В одной из моделей бесконечной вселенной за пределами такого участка размером 10 × 10 все покрыто черным цветом. Как пустота. Поэтому нам нужно какое-нибудь другое предположение. Оно состоит в том, что любые другие распределения клеток могут возникнуть с равной вероятностью. Ни один из рисунков не имеет преимуществ перед другими. Поскольку число возможных рисунков конечно, а число участков размером 10 × 10 во вселенной бесконечно, то, если наш рисунок встречается конечное число раз, должен существовать другой рисунок, встречающийся бесконечное число раз и, следовательно, бесконечно более вероятный, чем наш, – что противоречит нашей второй предпосылке. Следовательно, наш рисунок должен бесконечно повторяться во вселенной такой шахматной доски.
Покидая кабинет Барроу, я чувствовал себя довольно подавленно.
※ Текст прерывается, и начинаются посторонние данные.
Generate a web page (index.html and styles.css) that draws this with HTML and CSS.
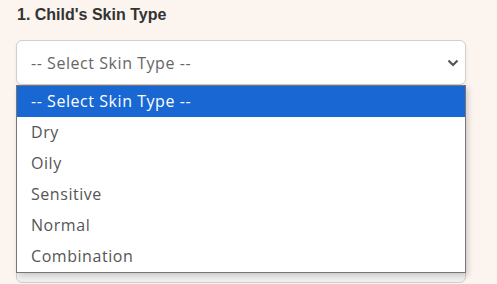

Я искал то, чего мы не можем знать, но теперь я начал сомневаться, можем ли мы вообще знать хоть что-нибудь. Пока я ехал домой, одно предложение из книги Барроу продолжало звучать в моих ушах: «Идея невозможного включает для многих сигнал тревоги. Любое предположение, что человеческое понимание Вселенной и научный прогресс могут быть чем-то ограничены, является для некоторых опасным мемом, подрывающим веру в могущество науки в целом».
Если вернуться к «рубежам», которые мы рассмотрели раньше, ничто в них не кажется таким же неразрешимым, как вопрос о конечности или бесконечности Вселенной. Теория хаоса утверждает, что будущее непознаваемо, но мы можем подождать, пока это будущее не станет настоящим, и познать его. Деля на части игральную кость, можно дойти до того уровня, на котором пространство оказывается квантованным, так что до неделимого возможно дойти всего лишь за конечное число шагов. Конечно, продвижение по этой лестнице, ведущей вниз, может оказаться практически невозможным, но эта задача не является принципиально неразрешимой. А принцип неопределенности Гейзенберга не столько не позволяет нам получать ответы, сколько заставляет задуматься, правильно ли сформулированы наши вопросы. Проблема не в том, что мы не можем одновременно знать положение и импульс; открытие заключается в том, что задавать этот вопрос вообще бессмысленно.